Turbo-Charged Email Marketing
Recent studies show email is the preferred communication method for three-quarters of people, making email marketing a powerful and cost-effective tool for asset managers to communicate directly with their target audience.
With the availability of more sophisticated technology and an understanding of how to use it, the days of blasting out generic emails are over. Email marketing is now tech-driven, using CRM and marketing automation programs, such as HubSpot, to organize and track everything digital beyond just open rates.
Marketing automation programs provide the ability to track and analyze everything from click-through rates to the behaviors of specific clients and prospects. The data collected provides real-time analysis of how well an email campaign is working or what content is generating the most favorable responses and by whom, giving firms the ability to refine their messaging to optimize campaigns over time.
With actionable data, firms can track individual leads, learn their interests, and score their engagement level to know when they might be ready to be contacted. For example, if a prospect opens an email, clicks on a link, and then visits a website, they can be tracked through all digital channels. You could put them into an email sequence using HubSpot. Each email is an automated response to an action taken by the prospect.

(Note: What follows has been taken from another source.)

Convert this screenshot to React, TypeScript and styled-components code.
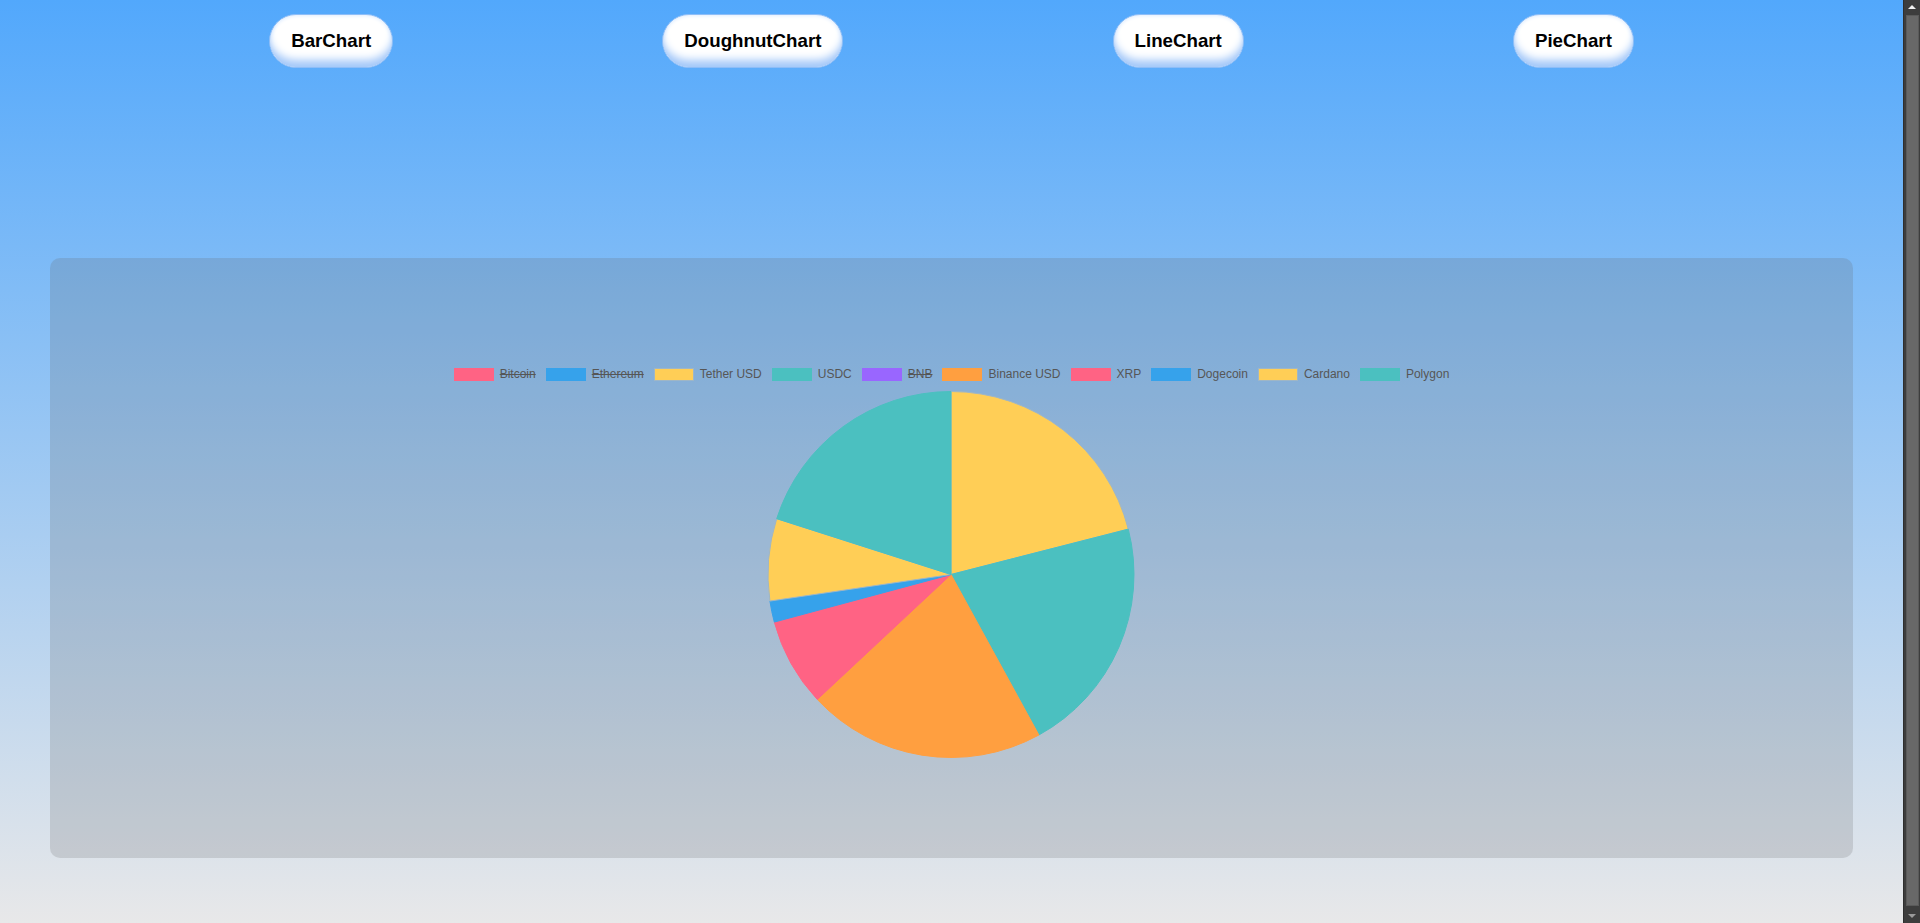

Personalization is a crucial element of email marketing as it allows asset managers to tailor their messages to each recipient based on how they behave through sequencing. For example, the first email might be insightful to attract a prospect’s attention. The second might encourage them to download a report or take a survey—something that will capture their contact information. Then, depending on how they have been behaving up to that point, a third email might suggest a phone meeting. It’s a behavior-based approach, so the email sequence can change based on how they respond.
That’s solid, actionable data telling you that a prospect is actively engaging. When ongoing interactions generate a high lead score, it signals to a salesperson that they are ready to be contacted, allowing them to focus on higher-probability prospects. The system can provide sales teams with specific product recommendations based on previous interactions, increasing the chances of closing the deal.
Social Media
Social media is another critical component of an effective digital strategy. In the span of a decade, social media has grown from a way to get connected to an ever-expanding socio-ecosystem on which mass communities rely for making fundamental decisions for their everyday lives.
Asset managers can take advantage of social media sites, such as LinkedIn, Twitter, Facebook, and YouTube, to expand their digital influence and build social capital that can be converted into new clients. At a minimum, a firm’s presence on social media serves as proof that they do exist and have something of value to offer.
Some asset and wealth managers develop significant followings, which is the purpose of social media marketing. The idea is to guide followers to the firm’s website, where they can be tracked and cultivated into leads.
The key to social media marketing success is to be consistent. Don’t just post to be posting. Think about how to get your content in front of the right people to gain the right followers. For asset managers, it’s the RIA market, institutional investors, or family offices. For wealth managers, it’s typically high-net-worth investors. You can target specific groups either organically or through sponsored opportunities.
Search Engine Optimization
Finally, your digital strategy should focus on enhancing and protecting your internet reputation. For example, if your firm manages an ESG fund and an investor searches Google for ESG funds, does your content appear on page one? Not likely if you haven’t proactively worked to increase your firm’s search engine visibility. Achieving high rankings on search engines is highly competitive, requiring constant monitoring and knowledge of search engine optimization tools to ensure your firm appears when someone searches with relevant keywords.
Actionable Data
A crucial by-product of digital strategies is data. When someone visits your website, downloads a report, reads your blog post, opens your email, or engages with you on social media, it creates data that can be tracked, analyzed, and acted on if you know how to harness and use it. Whereas the digital tools are the parts of the virtual distribution engine, the data is the lubrication that keeps the parts moving and operating at maximum efficiency.
Asset managers can use data-driven business intelligence to develop a deeper understanding of client needs—insights that can be incorporated into the product development process, create more personalized portfolios, and enable cross-selling of value-added services to create a stronger value proposition for clients.
The same capabilities enable asset managers to provide more value with each interaction, whether giving a unique perspective on market or industry trends or personalized solutions to help advisors grow their practice. The more personalized the engagement with advisors, the more value they receive.
It’s essential to have the digital tools in place—fresh and compelling content, a proactive public relations strategy, a high-performance website, and email marketing. But without actionable data, you’re just performing unrelated individual tasks. Harnessing and using actionable data turns it into a perpetual lead-generation process, giving asset managers more control over how they grow assets under management.